* [DIRECTIVE]:
Which lines hold the word "this"? Copy each of them from the material.

* [MATERIAL SHOWN]:
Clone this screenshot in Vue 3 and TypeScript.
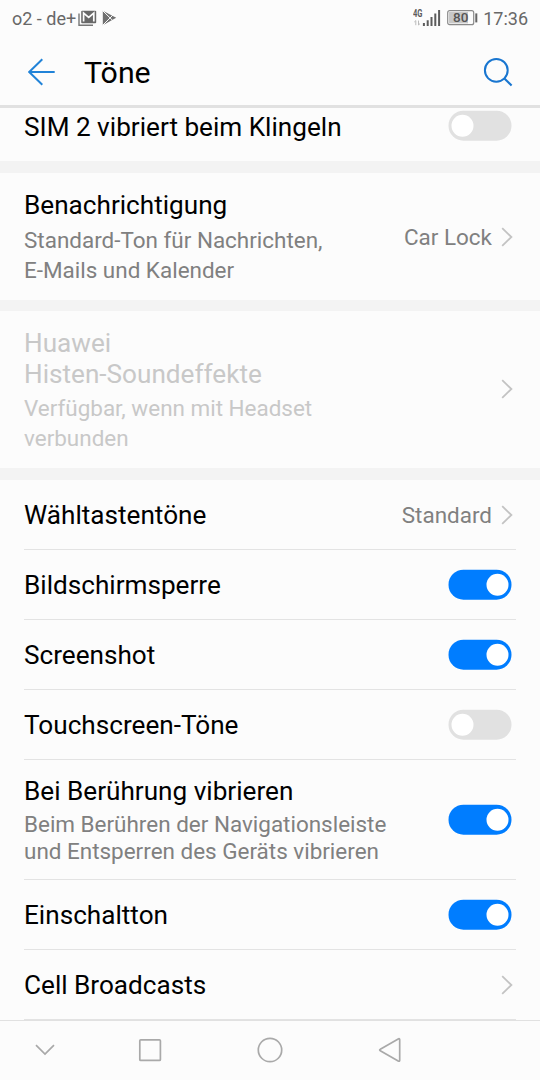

...

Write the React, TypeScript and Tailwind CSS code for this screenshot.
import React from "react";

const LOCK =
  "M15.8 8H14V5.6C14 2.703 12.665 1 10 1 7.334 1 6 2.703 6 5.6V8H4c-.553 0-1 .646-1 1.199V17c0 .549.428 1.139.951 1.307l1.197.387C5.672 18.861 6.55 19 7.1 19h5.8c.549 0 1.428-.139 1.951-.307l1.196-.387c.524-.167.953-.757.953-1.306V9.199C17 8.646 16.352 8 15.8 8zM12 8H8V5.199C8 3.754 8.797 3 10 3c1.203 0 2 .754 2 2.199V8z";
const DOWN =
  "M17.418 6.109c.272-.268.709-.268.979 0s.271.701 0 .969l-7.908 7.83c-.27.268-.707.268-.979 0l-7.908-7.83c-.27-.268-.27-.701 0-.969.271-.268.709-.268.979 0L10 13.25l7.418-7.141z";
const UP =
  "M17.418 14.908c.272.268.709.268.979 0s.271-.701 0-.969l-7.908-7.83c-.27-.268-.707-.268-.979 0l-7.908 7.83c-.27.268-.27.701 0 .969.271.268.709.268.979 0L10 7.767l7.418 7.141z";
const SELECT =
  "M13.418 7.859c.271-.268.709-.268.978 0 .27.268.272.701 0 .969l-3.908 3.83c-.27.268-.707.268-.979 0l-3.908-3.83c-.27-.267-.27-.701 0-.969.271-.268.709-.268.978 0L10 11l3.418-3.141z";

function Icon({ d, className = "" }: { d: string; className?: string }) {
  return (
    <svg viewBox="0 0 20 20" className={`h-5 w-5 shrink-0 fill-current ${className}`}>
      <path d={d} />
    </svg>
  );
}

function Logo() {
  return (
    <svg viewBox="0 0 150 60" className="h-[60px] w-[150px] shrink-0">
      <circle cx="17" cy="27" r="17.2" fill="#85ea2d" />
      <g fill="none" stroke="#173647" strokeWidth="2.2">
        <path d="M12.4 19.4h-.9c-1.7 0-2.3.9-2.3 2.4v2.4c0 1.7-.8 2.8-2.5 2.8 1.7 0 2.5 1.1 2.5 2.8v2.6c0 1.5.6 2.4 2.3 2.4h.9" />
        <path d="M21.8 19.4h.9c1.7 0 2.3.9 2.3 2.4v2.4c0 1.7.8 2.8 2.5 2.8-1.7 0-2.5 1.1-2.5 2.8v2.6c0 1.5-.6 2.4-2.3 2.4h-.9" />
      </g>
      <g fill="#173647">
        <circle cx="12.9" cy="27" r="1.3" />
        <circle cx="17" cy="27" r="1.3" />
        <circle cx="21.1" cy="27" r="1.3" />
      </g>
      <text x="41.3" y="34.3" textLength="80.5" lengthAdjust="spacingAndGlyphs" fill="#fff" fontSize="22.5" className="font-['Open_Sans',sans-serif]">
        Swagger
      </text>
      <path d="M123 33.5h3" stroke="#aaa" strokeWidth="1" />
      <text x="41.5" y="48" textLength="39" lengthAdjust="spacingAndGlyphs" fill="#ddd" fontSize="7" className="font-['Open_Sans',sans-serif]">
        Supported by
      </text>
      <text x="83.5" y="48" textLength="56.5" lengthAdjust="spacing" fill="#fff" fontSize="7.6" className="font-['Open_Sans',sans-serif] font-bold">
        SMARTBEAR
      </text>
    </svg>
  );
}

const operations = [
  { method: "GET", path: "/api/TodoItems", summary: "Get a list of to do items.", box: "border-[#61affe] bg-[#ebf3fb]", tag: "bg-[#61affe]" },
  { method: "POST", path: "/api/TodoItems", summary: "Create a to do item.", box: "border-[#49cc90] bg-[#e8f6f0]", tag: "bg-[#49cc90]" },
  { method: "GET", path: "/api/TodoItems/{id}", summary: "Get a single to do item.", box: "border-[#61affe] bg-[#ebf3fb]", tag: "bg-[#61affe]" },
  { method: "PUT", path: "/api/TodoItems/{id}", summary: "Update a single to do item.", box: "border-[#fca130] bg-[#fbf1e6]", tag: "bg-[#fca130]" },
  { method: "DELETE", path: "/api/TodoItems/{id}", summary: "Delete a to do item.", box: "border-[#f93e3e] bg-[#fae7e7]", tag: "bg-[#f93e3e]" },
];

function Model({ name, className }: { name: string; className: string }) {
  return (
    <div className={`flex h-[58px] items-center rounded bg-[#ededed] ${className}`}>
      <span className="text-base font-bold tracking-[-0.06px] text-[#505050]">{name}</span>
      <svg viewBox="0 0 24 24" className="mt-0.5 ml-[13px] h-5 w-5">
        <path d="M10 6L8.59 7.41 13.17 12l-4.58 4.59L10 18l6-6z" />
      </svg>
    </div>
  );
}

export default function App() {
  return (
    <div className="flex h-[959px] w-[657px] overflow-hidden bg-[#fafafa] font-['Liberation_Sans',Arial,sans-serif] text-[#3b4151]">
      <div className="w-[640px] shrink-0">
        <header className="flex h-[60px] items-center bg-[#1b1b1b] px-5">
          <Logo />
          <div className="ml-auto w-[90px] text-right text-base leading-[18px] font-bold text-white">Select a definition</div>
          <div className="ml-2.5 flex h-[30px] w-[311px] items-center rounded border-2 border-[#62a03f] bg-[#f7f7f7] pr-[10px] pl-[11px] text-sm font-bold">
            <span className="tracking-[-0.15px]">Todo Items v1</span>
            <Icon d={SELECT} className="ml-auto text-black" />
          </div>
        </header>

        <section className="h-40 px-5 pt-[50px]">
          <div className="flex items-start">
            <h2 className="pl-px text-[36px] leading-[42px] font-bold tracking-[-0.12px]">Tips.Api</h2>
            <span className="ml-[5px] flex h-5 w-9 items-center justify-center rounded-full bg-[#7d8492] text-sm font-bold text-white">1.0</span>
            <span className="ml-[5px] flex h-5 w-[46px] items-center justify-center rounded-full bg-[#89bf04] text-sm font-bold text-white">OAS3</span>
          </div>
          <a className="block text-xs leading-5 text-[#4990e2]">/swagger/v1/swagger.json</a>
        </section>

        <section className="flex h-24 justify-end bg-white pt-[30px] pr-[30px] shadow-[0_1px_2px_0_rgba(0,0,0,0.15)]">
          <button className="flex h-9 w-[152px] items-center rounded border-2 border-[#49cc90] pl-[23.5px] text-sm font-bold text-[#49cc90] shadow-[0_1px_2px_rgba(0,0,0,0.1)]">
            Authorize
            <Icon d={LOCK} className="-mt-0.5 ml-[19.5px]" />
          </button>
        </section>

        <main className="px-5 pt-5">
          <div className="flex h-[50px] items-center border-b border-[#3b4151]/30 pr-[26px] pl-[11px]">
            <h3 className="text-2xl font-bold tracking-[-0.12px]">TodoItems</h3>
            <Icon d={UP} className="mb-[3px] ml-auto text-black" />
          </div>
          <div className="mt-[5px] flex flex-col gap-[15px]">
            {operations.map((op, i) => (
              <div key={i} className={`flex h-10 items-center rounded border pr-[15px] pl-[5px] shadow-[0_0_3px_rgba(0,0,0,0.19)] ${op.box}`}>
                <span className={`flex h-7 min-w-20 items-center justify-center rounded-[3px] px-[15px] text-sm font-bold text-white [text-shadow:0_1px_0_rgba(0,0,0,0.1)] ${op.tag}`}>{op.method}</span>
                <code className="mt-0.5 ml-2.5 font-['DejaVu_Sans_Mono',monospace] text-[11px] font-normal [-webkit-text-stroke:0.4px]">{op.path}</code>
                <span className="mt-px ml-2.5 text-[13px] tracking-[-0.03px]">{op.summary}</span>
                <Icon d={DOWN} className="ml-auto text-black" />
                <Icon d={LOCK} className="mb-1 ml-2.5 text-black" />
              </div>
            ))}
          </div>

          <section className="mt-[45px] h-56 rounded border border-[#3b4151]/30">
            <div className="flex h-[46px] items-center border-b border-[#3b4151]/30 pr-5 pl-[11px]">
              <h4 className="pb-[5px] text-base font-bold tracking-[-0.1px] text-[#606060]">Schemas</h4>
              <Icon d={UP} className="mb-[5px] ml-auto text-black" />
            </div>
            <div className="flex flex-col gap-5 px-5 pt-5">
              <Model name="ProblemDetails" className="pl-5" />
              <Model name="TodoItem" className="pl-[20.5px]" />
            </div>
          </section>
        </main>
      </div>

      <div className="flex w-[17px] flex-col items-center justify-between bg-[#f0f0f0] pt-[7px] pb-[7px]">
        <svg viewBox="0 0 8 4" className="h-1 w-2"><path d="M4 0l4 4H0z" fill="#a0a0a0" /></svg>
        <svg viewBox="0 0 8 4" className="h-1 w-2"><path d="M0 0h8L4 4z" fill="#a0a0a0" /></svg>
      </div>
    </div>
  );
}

* [COMPLETE ANSWER]:
Clone this screenshot in Vue 3 and TypeScript.
Write the React, TypeScript and Tailwind CSS code for this screenshot.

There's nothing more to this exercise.